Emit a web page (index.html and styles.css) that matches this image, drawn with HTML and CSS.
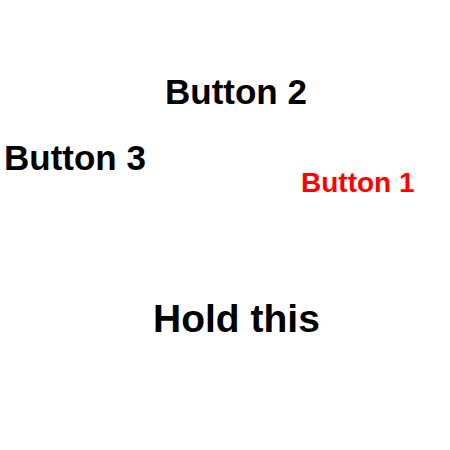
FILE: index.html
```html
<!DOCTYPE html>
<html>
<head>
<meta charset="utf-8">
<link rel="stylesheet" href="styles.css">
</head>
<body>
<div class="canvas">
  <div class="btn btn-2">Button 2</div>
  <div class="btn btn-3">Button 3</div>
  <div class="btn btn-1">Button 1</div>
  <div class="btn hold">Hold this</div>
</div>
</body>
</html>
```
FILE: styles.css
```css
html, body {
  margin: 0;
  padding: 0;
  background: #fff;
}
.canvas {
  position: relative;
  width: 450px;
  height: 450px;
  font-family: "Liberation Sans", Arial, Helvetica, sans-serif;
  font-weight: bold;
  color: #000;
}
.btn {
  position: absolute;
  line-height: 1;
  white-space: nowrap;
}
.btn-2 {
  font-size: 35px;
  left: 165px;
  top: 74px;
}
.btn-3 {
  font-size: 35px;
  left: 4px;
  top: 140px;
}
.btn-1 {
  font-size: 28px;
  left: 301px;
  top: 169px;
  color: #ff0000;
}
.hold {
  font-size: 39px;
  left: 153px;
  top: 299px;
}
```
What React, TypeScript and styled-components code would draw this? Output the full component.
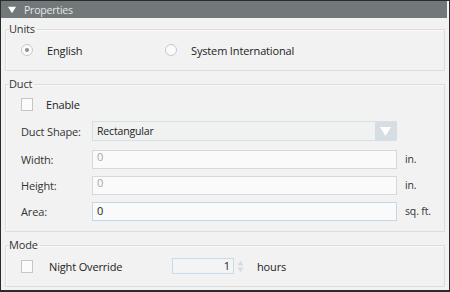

**Problem to work on**
Print all of the entries word for word. Skip any images they contain.

**Solution to this problem**
Emit a web page (index.html and styles.css) that matches this image, drawn with HTML and CSS.
FILE: index.html
```html
<!DOCTYPE html>
<html>
<head>
<meta charset="utf-8">
<link rel="stylesheet" href="styles.css">
</head>
<body>
<div class="canvas">
  <div class="btn btn-2">Button 2</div>
  <div class="btn btn-3">Button 3</div>
  <div class="btn btn-1">Button 1</div>
  <div class="btn hold">Hold this</div>
</div>
</body>
</html>
```
FILE: styles.css
```css
html, body {
  margin: 0;
  padding: 0;
  background: #fff;
}
.canvas {
  position: relative;
  width: 450px;
  height: 450px;
  font-family: "Liberation Sans", Arial, Helvetica, sans-serif;
  font-weight: bold;
  color: #000;
}
.btn {
  position: absolute;
  line-height: 1;
  white-space: nowrap;
}
.btn-2 {
  font-size: 35px;
  left: 165px;
  top: 74px;
}
.btn-3 {
  font-size: 35px;
  left: 4px;
  top: 140px;
}
.btn-1 {
  font-size: 28px;
  left: 301px;
  top: 169px;
  color: #ff0000;
}
.hold {
  font-size: 39px;
  left: 153px;
  top: 299px;
}
```
What React, TypeScript and styled-components code would draw this? Output the full component.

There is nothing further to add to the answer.